Sautéing your leeks and onions properly is essential. You’ll want to cook them over medium heat without browning to enhance their sweetness and softness. Here’s how:
- Heat your pot with olive oil or butter until it’s warm, but not smoking.
- Add your leeks and onion and cook gently for 5-7 minutes. Stir often to avoid browning.
- When they’re softened, they’re ready to add your garlic and cook for another minute to bring out its flavor.
How Do I Ensure My Soup is Creamy and Smooth?
Getting that silky texture requires a good blending technique. Here’s the best way to do it:
- Let the soup cool slightly before transferring it to a blender.
- If using a blender, fill it halfway to avoid splatters. Blend in batches if necessary.
- For an immersion blender, blend directly in the pot until smooth. Keep it moving to get all the chunks!

How to Make Creamy Asparagus and Leek Soup
Ingredients You’ll Need:
For the Soup:
- 1 lb (450g) fresh asparagus, trimmed and cut into 2-inch pieces (reserve tips for garnish)
- 2 large leeks (white and light green parts only), thoroughly cleaned and sliced
- 1 medium onion, chopped
- 2 cloves garlic, minced
- 4 cups (1 liter) vegetable or chicken broth
- 1 cup (240 ml) heavy cream or half-and-half
- 2 tbsp olive oil or butter
- Salt and pepper to taste
For Garnish:
- Fresh parsley or chives, chopped
- Optional: crusty bread or croutons for serving
How Much Time Will You Need?
This delightful soup will take you about 10 minutes to prepare and 20 minutes to cook. So, in total, you’re looking at around 30 minutes from start to finish. Perfect for a quick and comforting meal!
Step-by-Step Instructions:
1. Prepare the Asparagus:
Start by trimming off the woody ends of the asparagus and cutting the stalks into 2-inch pieces. Don’t forget to set aside the tips for later—they’ll make your soup look fancy!
2. Sauté the Vegetables:
In a large pot, heat the olive oil or butter over medium heat. Add the sliced leeks, chopped onion, and minced garlic. Sauté these together gently for about 5-7 minutes, stirring occasionally, until everything is softened but not browned. This step really brings out their delicious flavors!
3. Cook the Asparagus Stalks:
Now, add the asparagus stalks to the pot (remember to keep those tips aside!).
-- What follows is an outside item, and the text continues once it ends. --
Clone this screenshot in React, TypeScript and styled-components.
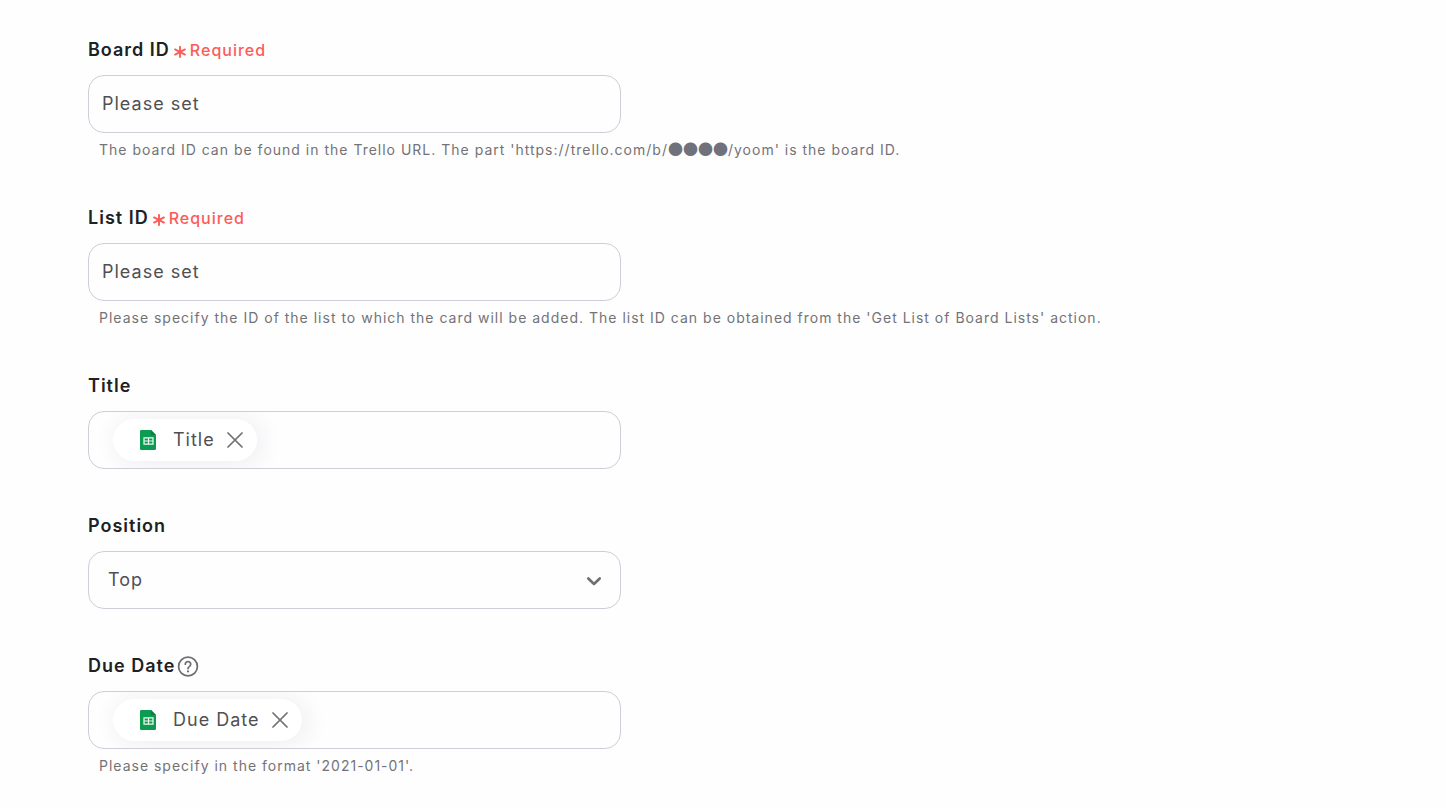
import React from "react";
import styled, { createGlobalStyle } from "styled-components";

const GlobalStyle = createGlobalStyle`
  *, *::before, *::after { box-sizing: border-box; }
  body {
    margin: 0;
    background: #fefefe;
    color: #202124;
    font-family: Inter, "Noto Sans CJK JP", sans-serif;
    font-size: 18px;
    letter-spacing: 1px;
  }
  input, select, button { font: inherit; letter-spacing: inherit; color: inherit; }
`;

const Form = styled.form`
  display: flex;
  flex-direction: column;
  gap: 44px;
  padding: 37px 88px 30px;
`;

const Field = styled.div`
  display: flex;
  flex-direction: column;
`;

const LabelRow = styled.div`
  display: flex;
  align-items: center;
  height: 26px;
  margin-bottom: 12px;
`;

const Label = styled.label`
  font-weight: 600;
  line-height: 24px;
`;

const Required = styled.span`
  display: flex;
  align-items: center;
  gap: 4px;
  margin-left: 4px;
  color: #fc5c58;
  font-size: 16px;
  font-weight: 500;
  line-height: 24px;

  svg { margin-top: 4px; }
`;

const controlBox = `
  width: 100%;
  max-width: 533px;
  height: 58px;
  border: 1px solid #cfced8;
  border-radius: 16px;
  background: #fefefe;
  color: #505054;
`;

const TextInput = styled.input`
  ${controlBox}
  padding: 0 13px 2px;
  &::placeholder { color: #505054; opacity: 1; }
`;

const TokenBox = styled.div`
  ${controlBox}
  display: flex;
  align-items: center;
  padding: 0 14px 0 24px;
  overflow: hidden;
`;

const Token = styled.span`
  display: flex;
  align-items: center;
  flex: none;
  height: 42px;
  padding: 0 14px 0 27px;
  border-radius: 21px;
  background: #fff;
  box-shadow: 4px 2px 24px rgba(60, 30, 90, 0.09);
`;

const TokenText = styled.span`
  margin: 0 12px 0 17px;
  line-height: 24px;
`;

const IconButton = styled.button`
  display: flex;
  flex: none;
  padding: 0;
  border: 0;
  background: none;
  color: #6f6f73;
  cursor: pointer;
`;

const HelpButton = styled(IconButton)`
  margin-left: 2px;
`;

const InlineInput = styled.input`
  flex: 1;
  min-width: 0;
  height: 40px;
  padding: 0 8px;
  border: 0;
  outline: 0;
  background: transparent;
`;

const SelectWrap = styled.div`
  position: relative;
  width: 100%;
  max-width: 533px;
`;

const Select = styled.select`
  ${controlBox}
  display: block;
  appearance: none;
  padding: 0 48px 2px 19px;
`;

const Chevron = styled.svg`
  position: absolute;
  right: 18px;
  top: 21px;
  pointer-events: none;
`;

const Help = styled.p`
  margin: 6px 0 0;
  padding-left: 11px;
  color: #737377;
  font-size: 14px;
  line-height: 22px;
`;

const Mask = styled.span`
  color: #6f717b;
  font-family: "Noto Sans CJK JP", sans-serif;
  font-size: 15px;
  letter-spacing: normal;
  line-height: 1;
`;

const Asterisk = () => (
  <svg width="12" height="12" viewBox="0 0 12 12" fill="none" stroke="currentColor" strokeWidth="1.9" strokeLinecap="round" aria-hidden="true">
    <path d="M6 0.9v10.2M1.1 3.4l9.8 5.2M10.9 3.4l-9.8 5.2" />
  </svg>
);

const SheetIcon = () => (
  <svg width="16" height="20" viewBox="0 0 16 20" aria-hidden="true">
    <path d="M1.2 0H11l5 5v13.8a1.2 1.2 0 0 1-1.2 1.2H1.2A1.2 1.2 0 0 1 0 18.8V1.2A1.2 1.2 0 0 1 1.2 0Z" fill="#0b9b51" />
    <path d="M11 0l5 5h-3.8A1.2 1.2 0 0 1 11 3.8Z" fill="#087f40" />
    <path d="M4 7.8h9v6.4H4ZM8.500 7.8v6.4M4 11h9" fill="none" stroke="#eefaf2" strokeWidth="1.2" />
  </svg>
);

const Close = () => (
  <svg width="16" height="16" viewBox="0 0 16 16" fill="none" stroke="currentColor" strokeWidth="1.7" strokeLinecap="round" aria-hidden="true">
    <path d="M1 1l14 14M15 1L1 15" />
  </svg>
);

const HelpIcon = () => (
  <svg width="22" height="22" viewBox="0 0 22 22" fill="none" stroke="currentColor" strokeWidth="1.8" strokeLinecap="round" aria-hidden="true">
    <circle cx="11" cy="11.500" r="9.4" />
    <path d="M8.300 9.200a2.700 2.600 0 1 1 4.500 1.900c-1 .8-1.800 1.300-1.800 2.400" strokeWidth="1.8" />
    <circle cx="11" cy="16.400" r="1.100" fill="currentColor" stroke="none" />
  </svg>
);

interface FieldProps {
  id: string;
  label: string;
  required?: boolean;
  tip?: string;
  help?: React.ReactNode;
  children: React.ReactNode;
}

const FormField = ({ id, label, required, tip, help, children }: FieldProps) => (
  <Field>
    <LabelRow>
      <Label htmlFor={id}>{label}</Label>
      {required && <Required><Asterisk />Required</Required>}
      {tip && <HelpButton type="button" aria-label={tip}><HelpIcon /></HelpButton>}
    </LabelRow>
    {children}
    {help && <Help id={`${id}-help`}>{help}</Help>}
  </Field>
);

const TokenField = ({ id, token }: { id: string; token: string }) => (
  <TokenBox>
    <Token>
      <SheetIcon />
      <TokenText>{token}</TokenText>
      <IconButton type="button" aria-label={`Remove ${token}`}><Close /></IconButton>
    </Token>
    <InlineInput id={id} type="text" />
  </TokenBox>
);

export default function App() {
  return (
    <>
      <GlobalStyle />
      <Form>
        <FormField
          id="board"
          label="Board ID"
          required
          help={<>The board ID can be found in the Trello URL. The part 'https://trello.com/b/<Mask>●●●●</Mask>/yoom' is the board ID.</>}
        >
          <TextInput id="board" type="text" placeholder="Please set" aria-describedby="board-help" />
        </FormField>
        <FormField
          id="list"
          label="List ID"
          required
          help="Please specify the ID of the list to which the card will be added. The list ID can be obtained from the 'Get List of Board Lists' action."
        >
          <TextInput id="list" type="text" placeholder="Please set" aria-describedby="list-help" />
        </FormField>
        <FormField id="title" label="Title">
          <TokenField id="title" token="Title" />
        </FormField>
        <FormField id="position" label="Position">
          <SelectWrap>
            <Select id="position" defaultValue="top">
              <option value="top">Top</option>
              <option value="bottom">Bottom</option>
            </Select>
            <Chevron width="18" height="18" viewBox="0 0 18 18" fill="none" stroke="#6f6f73" strokeWidth="2.6" strokeLinecap="round" strokeLinejoin="round" aria-hidden="true">
              <path d="M3.300 6.500L9 12l5.700-5.500" />
            </Chevron>
          </SelectWrap>
        </FormField>
        <FormField id="due" label="Due Date" tip="About the due date" help="Please specify in the format '2021-01-01'.">
          <TokenField id="due" token="Due Date" />
        </FormField>
      </Form>
    </>
  );
}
Stir them in and let them cook for another 3-4 minutes. This helps them become tender and mix well with the other veggies.
4. Add the Broth and Simmer:
Pour in the vegetable or chicken broth and bring the mixture to a boil. Once boiling, reduce the heat to a simmer. Cover the pot and let it cook for about 15 minutes, or until the asparagus and leeks are very tender.
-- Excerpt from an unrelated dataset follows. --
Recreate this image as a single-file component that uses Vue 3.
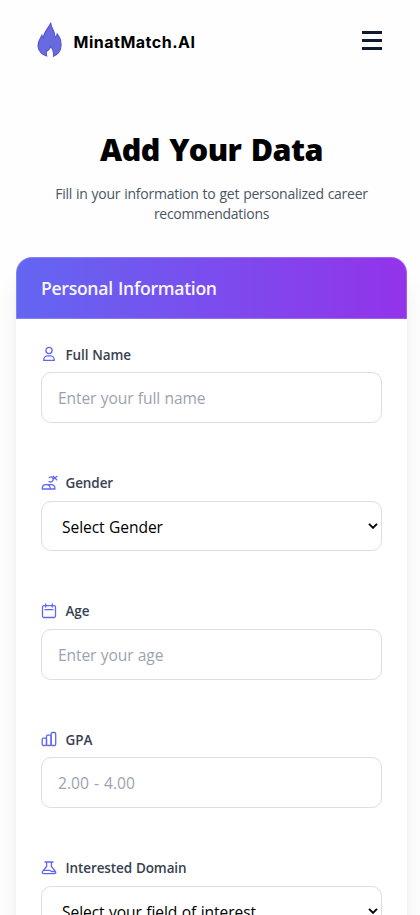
<script setup>
import { ref } from 'vue'

const fields = [
  { id: 'name', label: 'Full Name', type: 'input', hint: 'Enter your full name' },
  { id: 'gender', label: 'Gender', type: 'select', hint: 'Select Gender' },
  { id: 'age', label: 'Age', type: 'input', hint: 'Enter your age' },
  { id: 'gpa', label: 'GPA', type: 'input', hint: '2.00 - 4.00' },
  { id: 'domain', label: 'Interested Domain', type: 'select', hint: 'Select your field of interest' },
]
const values = ref({ name: '', gender: '', age: '', gpa: '', domain: '' })
</script>

<template>
  <div class="page">
    <header class="nav">
      <a class="brand">
        <svg class="flame" viewBox="0 0 24 34">
          <path d="M13.400.6C12.500 4.500 17.600 8.500 17.500 15.200C18.600 14.300 19.300 12.900 19.400 11.600C22.200 15 23.600 19 23.200 23.300C22.800 28.300 19.600 31.700 15.800 33.300C16.500 29.800 15.800 26.800 13 23.400C13 26.200 11.500 26.500 10.600 27.600C10.200 28.500 9.500 28.200 9 28C8.800 30 8.800 31.500 9.300 33C5.500 32.300 1.500 29 .9 24C.3 19 3.200 15.800 4.600 12.800C4.800 14 5.200 14.800 6 15.600C6.400 9.500 10.800 6.500 13.400.6Z" fill="#686be0" stroke="#5450cf" stroke-width="1" />
        </svg>
        <span class="brand-name">MinatMatch.AI</span>
      </a>
      <button class="burger" aria-label="Menu"><i></i><i></i><i></i></button>
    </header>

    <section class="intro">
      <h1>Add Your Data</h1>
      <p><span class="l1">Fill in your information to get personalized career</span><br /><span class="l2">recommendations</span></p>
    </section>

    <section class="card">
      <div class="card-head"><h2>Personal Information</h2></div>
      <form class="card-body">
        <div v-for="f in fields" :key="f.id" class="group">
          <label class="label" :for="f.id">
            <svg class="icon" viewBox="0 0 16 16">
              <template v-if="f.id === 'name'">
                <circle cx="8" cy="4.500" r="3.100" />
                <path d="M2.700 14.400C2.700 11.800 4.300 9.800 6.200 9.800H9.800C11.700 9.800 13.300 11.800 13.300 14.400Z" />
              </template>
              <template v-else-if="f.id === 'gender'">
                <path d="M1.200 14C1.200 11.500 2.700 9.700 4.700 9.700H10C12.500 9.700 14 11.500 14 14ZM6 9.700C8 10 9.200 11.500 9.300 14" />
                <path d="M8.200 2.500C10 1.200 12.300 2.300 12.200 4.400C12.100 6.600 9.800 7.700 8 6.500M12.200 4.200L16 1.300M12.200 1.300L15.700 4.700" />
              </template>
              <template v-else-if="f.id === 'age'">
                <rect x="1.500" y="2.700" width="13" height="11.800" rx="1.500" />
                <path d="M4.700 1V4M11.300 1V4M4 6.700H12" />
              </template>
              <template v-else-if="f.id === 'gpa'">
                <rect x="1.200" y="7.200" width="4.300" height="7.300" rx="1.200" />
                <rect x="5.500" y="4.200" width="4.600" height="10.300" rx="1.200" />
                <rect x="10.100" y="1.500" width="4.600" height="13" rx="1.300" />
              </template>
              <template v-else>
                <path d="M4 2H12M5.600 2V6.500L1.600 11.300C.8 12.500 1.400 13.600 2.700 13.600H13.300C14.600 13.600 15.200 12.500 14.400 11.300L10.400 6.500V2M3 10.400H9L10.500 11.500H14" />
              </template>
            </svg>
            <span>{{ f.label }}</span>
          </label>
          <input v-if="f.type === 'input'" :id="f.id" v-model="values[f.id]" :class="['field', 'in-' + f.id]" :placeholder="f.hint" />
          <div v-else class="select-wrap">
            <select :id="f.id" v-model="values[f.id]" class="field">
              <option value="">{{ f.hint }}</option>
            </select>
            <svg class="chevron" viewBox="0 0 10 6"><path d="M1 .8L5 4.800L9 .8" /></svg>
          </div>
        </div>
      </form>
    </section>
  </div>
</template>

<style>
body { background: #fff; overflow: hidden; }
</style>

<style scoped>
.page {
  box-sizing: border-box;
  height: 915px;
  overflow: hidden;
  background: #fefefe;
  font-family: "Open Sans", "Noto Sans", sans-serif;
  color: #000;
}
.nav {
  display: flex;
  align-items: center;
  justify-content: space-between;
  height: 80px;
  padding: 0 38px 0 37px;
  box-sizing: border-box;
}
.brand { display: flex; align-items: center; gap: 11.500px; }
.flame { width: 25px; height: 35px; margin-top: -2px; }
.brand-name {
  font: 700 16px/24px Inter, sans-serif;
  letter-spacing: 0.500px;
  margin-top: 4px;
  white-space: nowrap;
}
.burger {
  display: flex;
  flex-direction: column;
  gap: 5px;
  width: 20px;
  padding: 0;
  border: 0;
  background: none;
}
.burger i { height: 3px; background: #101a2e; }
.intro { height: 177px; box-sizing: border-box; padding: 49px 0 0 3px; text-align: center; }
h1 { margin: 0; font-size: 30.500px; line-height: 40px; font-weight: 800; letter-spacing: -0.550px; word-spacing: 2px; }
p { margin: 15px 0 0; font-size: 14px; line-height: 20px; color: #4b5563; }
.l1 { letter-spacing: -0.260px; word-spacing: 0.600px; }
.l2 { letter-spacing: -0.300px; }
.card {
  width: 390.500px;
  height: 760px;
  margin-left: 16px;
  border-radius: 16px;
  background: #fff;
  box-shadow: 0 20px 25px -5px rgba(0, 0, 0, 0.1), 0 8px 10px -6px rgba(0, 0, 0, 0.1);
}
.card-head {
  box-sizing: border-box;
  height: 62px;
  padding: 0 24px;
  display: flex;
  align-items: center;
  border: 1px solid rgba(255, 255, 255, 0.2);
  border-radius: 16px 16px 0 0;
  background: linear-gradient(90deg, #6366f1, #9333ea) border-box;
}
h2 { margin: 0; font-size: 17.600px; line-height: 28px; font-weight: 600; color: #f7f5ff; letter-spacing: -0.300px; word-spacing: 1px; }
.card-body { padding: 26.150px 24.500px 0 25px; }
.group { height: 128.400px; }
.label {
  display: flex;
  align-items: center;
  gap: 8.500px;
  height: 20px;
  margin-bottom: 7px;
  font-size: 13.500px;
  font-weight: 600;
  color: #374151;
  letter-spacing: -0.100px;
  word-spacing: 0.500px;
}
.label span { margin-top: -1px; }
.icon { width: 16px; height: 16px; margin-top: -2px; overflow: visible; fill: none; stroke: #6366f1; stroke-width: 1.300; stroke-linecap: round; stroke-linejoin: round; }
.field {
  display: block;
  box-sizing: border-box;
  width: 100%;
  height: 51px;
  margin: 0;
  padding: 1px 16px 0;
  border: 1px solid #dcdee3;
  border-radius: 10px;
  background: #fff;
  font-family: inherit;
  font-size: 15.600px;
  letter-spacing: -0.120px;
  word-spacing: 0.500px;
  color: #000;
  outline: none;
}
.field::placeholder { color: #9ca3af; opacity: 1; }
.in-gpa { letter-spacing: 0; word-spacing: 1px; }
.select-wrap { position: relative; }
.select-wrap .field { appearance: none; height: 50px; padding: 2px 20px 0; letter-spacing: -0.080px; }
.chevron { position: absolute; right: 4px; top: 22px; width: 10px; height: 6px; fill: none; stroke: #000; stroke-width: 1.900; }
</style>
5. Blanch the Asparagus Tips:
While the soup is simmering, you can prepare the asparagus tips. Bring a small pot of water to a boil, then add the reserved asparagus tips. Blanch them for 1-2 minutes until they are tender but still bright green. Drain them and set aside.
6. Puree the Soup:
Once the soup is done simmering, remove it from the heat. Use an immersion blender to puree the soup until it’s smooth. If you don’t have an immersion blender, carefully transfer the soup in batches to a blender and blend until silky.
7. Add Cream and Season:
Stir in the heavy cream and season the soup with salt and pepper to taste. Gently warm the soup over low heat for just a few minutes, being careful not to let it boil.
8. Serve and Garnish:
Ladle the creamy soup into bowls or cups and top each serving with the blanched asparagus tips. For a touch of color, sprinkle some fresh parsley or chives on top.
9. Enjoy!
Serve it hot with some crusty bread or crunchy croutons on the side. Dive into your delicious Asparagus and Leek Soup, and enjoy every spoonful!
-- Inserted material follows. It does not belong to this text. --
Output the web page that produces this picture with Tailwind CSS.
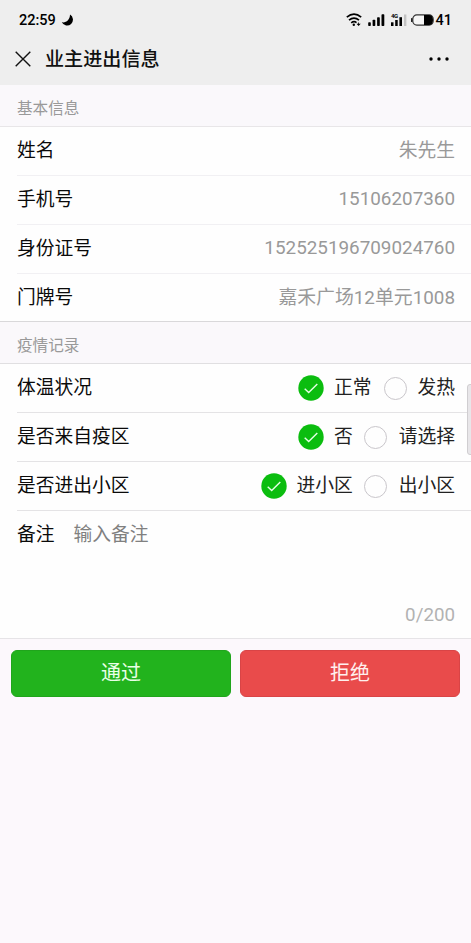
<!DOCTYPE html>
<html lang="zh-CN">
<head>
<meta charset="utf-8">
<title>业主进出信息</title>
<script src="https://cdn.jsdelivr.net/npm/@tailwindcss/browser@4"></script>
</head>
<body class="bg-[#fcf8fc] font-['Roboto','Noto_Sans_CJK_SC',sans-serif] text-[18.75px] text-[#0a0a0a]">
<div class="relative flex h-[943px] w-[471px] flex-col overflow-hidden">
  <header class="h-[85px] shrink-0 bg-[#eeeeee]">
    <div class="flex h-[40px] items-center pl-[19px] pr-[19px] text-[14.5px] font-medium leading-none text-black">
      <span class="pt-[2px]">22:59</span>
      <svg class="ml-[5px]" width="14" height="14" viewBox="0 0 14 14"><path d="M9 1.500A5.900 5.900 0 1 1 .8 9.300C5 10.200 9 6.800 9 1.500Z" fill="#000"/></svg>
      <svg class="ml-auto" width="88" height="16" viewBox="0 0 88 16">
        <g fill="none" stroke="#000" stroke-width="1.700">
          <path d="M.8 5.200Q8 -.9 15.200 5.200M3 8.200Q8 4.100 13 8.200M5.200 10.900Q8 8.700 10.500 10.600"/>
        </g>
        <circle cx="7.800" cy="12.800" r="1.200"/><path d="M12.600 9.800l.5 2h1.600l-2.100 2.200-2.100-2.200h1.600z"/>
        <g fill="#000">
          <rect x="22.200" y="10.300" width="2.600" height="3.700" rx=".7"/><rect x="26.600" y="7.800" width="2.700" height="6.200" rx=".7"/><rect x="31.100" y="5.200" width="2.700" height="8.800" rx=".7"/><rect x="35.500" y="2.200" width="2.800" height="11.800" rx=".7"/>
          <rect x="45" y="10.300" width="2.500" height="3.700"/><rect x="49.200" y="8" width="2.500" height="6"/><rect x="53.400" y="5.200" width="2.600" height="8.800"/>
        </g>
        <rect x="58" y="2.500" width="2.400" height="11.500" fill="#c2c2c2"/>
        <text x="45" y="6.200" font-size="6" font-weight="700" textLength="7">4G</text>
        <rect x="66.800" y="2.900" width="20.400" height="10.200" rx="4" fill="#f5f5f5" stroke="#333" stroke-width="1.200"/><path d="M78 3h5q4 0 4 5t-4 5h-5z"/><rect x="65" y="6" width="1.500" height="4" rx=".6" fill="#222"/>
      </svg>
      <span class="ml-[2px] pt-[2px]">41</span>
    </div>
    <div class="flex h-[37px] items-center pl-[15px] pr-[22px]">
      <svg width="16" height="16" viewBox="0 0 16 16" fill="none" stroke="#111" stroke-width="1.400"><path d="M.7.700l14.600 14.600M15.300.700L.7 15.300"/></svg>
      <h1 class="ml-[14px] pt-[2px] text-[19.1px] font-medium leading-[28px] text-[#111]">业主进出信息</h1>
      <svg class="ml-auto" width="20" height="4" viewBox="0 0 20 4"><circle cx="2" cy="2" r="1.700"/><circle cx="10" cy="2" r="1.700"/><circle cx="18" cy="2" r="1.700"/></svg>
    </div>
  </header>

  <h2 class="h-[42px] shrink-0 border-b border-[#e8e6e8] bg-[#faf8fb] pl-[17px] pt-[11px] text-[15.600px] leading-[26px] text-[#999]">基本信息</h2>
  <section class="shrink-0 border-b border-[#d9d8da] bg-[#fefefe] pl-[17px] leading-[28px]">
    <div class="flex h-[49px] justify-between border-b border-[#f1f0f3] pr-4 pt-[10px]"><span>姓名</span><span class="text-[#999]">朱先生</span></div>
    <div class="flex h-[49px] justify-between border-b border-[#f1f0f3] pr-4 pt-[10px]"><span>手机号</span><span class="-mt-px text-[18.850px] text-[#999]">15106207360</span></div>
    <div class="flex h-[49px] justify-between border-b border-[#f1f0f3] pr-4 pt-[10px]"><span>身份证号</span><span class="-mt-px text-[18.850px] text-[#999]">152525196709024760</span></div>
    <div class="flex h-[47px] justify-between pr-4 pt-[10px]"><span>门牌号</span><span class="text-[18.850px] text-[#999]">嘉禾广场12单元1008</span></div>
  </section>

  <h2 class="h-[42px] shrink-0 border-b border-[#e0dfe1] bg-[#faf8fb] pl-[17px] pt-[11px] text-[15.600px] leading-[26px] text-[#999]">疫情记录</h2>
  <section class="h-[275px] shrink-0 border-b border-[#e6e4e7] bg-[#fefefe] pl-[17px] leading-[28px]">
    <div class="flex h-[49px] border-b border-[#e4e3e5] pr-4 pt-[10px]">
      <span class="mr-auto">体温状况</span>
      <svg class="mt-[1px]" width="26" height="26" viewBox="0 0 26 26"><circle cx="13" cy="13" r="12.700" fill="#0bbd0f"/><path d="M6.700 13.700l4 3.900 8.600-8.700" fill="none" stroke="#e5ffe5" stroke-width="1.400"/></svg>
      <span class="ml-[10px] text-[#222]">正常</span>
      <span class="ml-[12px] mr-px mt-[3px] size-[23px] rounded-full border border-[#c9c6cb]"></span>
      <span class="ml-[10px] text-[#222]">发热</span>
    </div>
    <div class="flex h-[49px] border-b border-[#e4e3e5] pr-4 pt-[10px]">
      <span class="mr-auto">是否来自疫区</span>
      <svg class="mt-[1px]" width="26" height="26" viewBox="0 0 26 26"><circle cx="13" cy="13" r="12.700" fill="#0bbd0f"/><path d="M6.700 13.700l4 3.900 8.600-8.700" fill="none" stroke="#e5ffe5" stroke-width="1.400"/></svg>
      <span class="ml-[10px] text-[#222]">否</span>
      <span class="ml-[11px] mr-px mt-[3px] size-[23px] rounded-full border border-[#c9c6cb]"></span>
      <span class="ml-[11px] text-[#222]">请选择</span>
    </div>
    <div class="flex h-[49px] border-b border-[#e4e3e5] pr-4 pt-[10px]">
      <span class="mr-auto">是否进出小区</span>
      <svg class="mt-[1px]" width="26" height="26" viewBox="0 0 26 26"><circle cx="13" cy="13" r="12.700" fill="#0bbd0f"/><path d="M6.700 13.700l4 3.900 8.600-8.700" fill="none" stroke="#e5ffe5" stroke-width="1.400"/></svg>
      <span class="ml-[10px] text-[#222]">进小区</span>
      <span class="ml-[11px] mr-px mt-[3px] size-[23px] rounded-full border border-[#c9c6cb]"></span>
      <span class="ml-[11px] text-[#222]">出小区</span>
    </div>
    <div class="flex h-[80px] pt-[10px]"><span>备注</span><span class="ml-[19px] text-[#808080]">输入备注</span></div>
    <div class="pr-4 pt-[10px] text-right text-[#b2b2b2]">0/200</div>
  </section>

  <div class="flex gap-[9px] pl-[11px] pr-[11px] pt-[11px]">
    <button class="h-[47px] flex-1 rounded-[6px] border border-[#20a51c] bg-[#22b31d] pb-[1px] text-[20px] leading-none text-[#e9ffe7]">通过</button>
    <button class="h-[47px] flex-1 rounded-[6px] border border-[#d94446] bg-[#e94b4b] pb-[1px] text-[20px] leading-none text-[#fff0ee]">拒绝</button>
  </div>
  <div class="absolute right-[-3px] top-[384px] h-[71px] w-[7px] rounded-[3px] border border-[#d0ced1] bg-[#e8e6e9]"></div>
</div>
</body>
</html>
Can I Use Frozen Asparagus for This Soup?
Yes, you can use frozen asparagus! Just make sure to thaw it before cooking to ensure even texture. You can add it directly to the pot once thawed, but cooking time may be slightly shorter since it’s already softened.
How Do I Store Leftover Soup?
Store any leftover soup in an airtight container in the fridge for up to 3 days. To reheat, gently warm it on the stove or in the microwave until heated through. You may need to add a splash of broth or water to adjust the consistency.
Can I Make This Soup Dairy-Free?
Absolutely! Substitute the heavy cream with coconut milk or a dairy-free cream alternative. This will still provide a creamy texture while keeping the soup rich and delicious.
What Can I Serve This Soup With?
This soup pairs wonderfully with crusty bread or croutons. You can also serve it alongside a fresh salad for a light meal or enjoy it as a starter for a more elaborate dinner.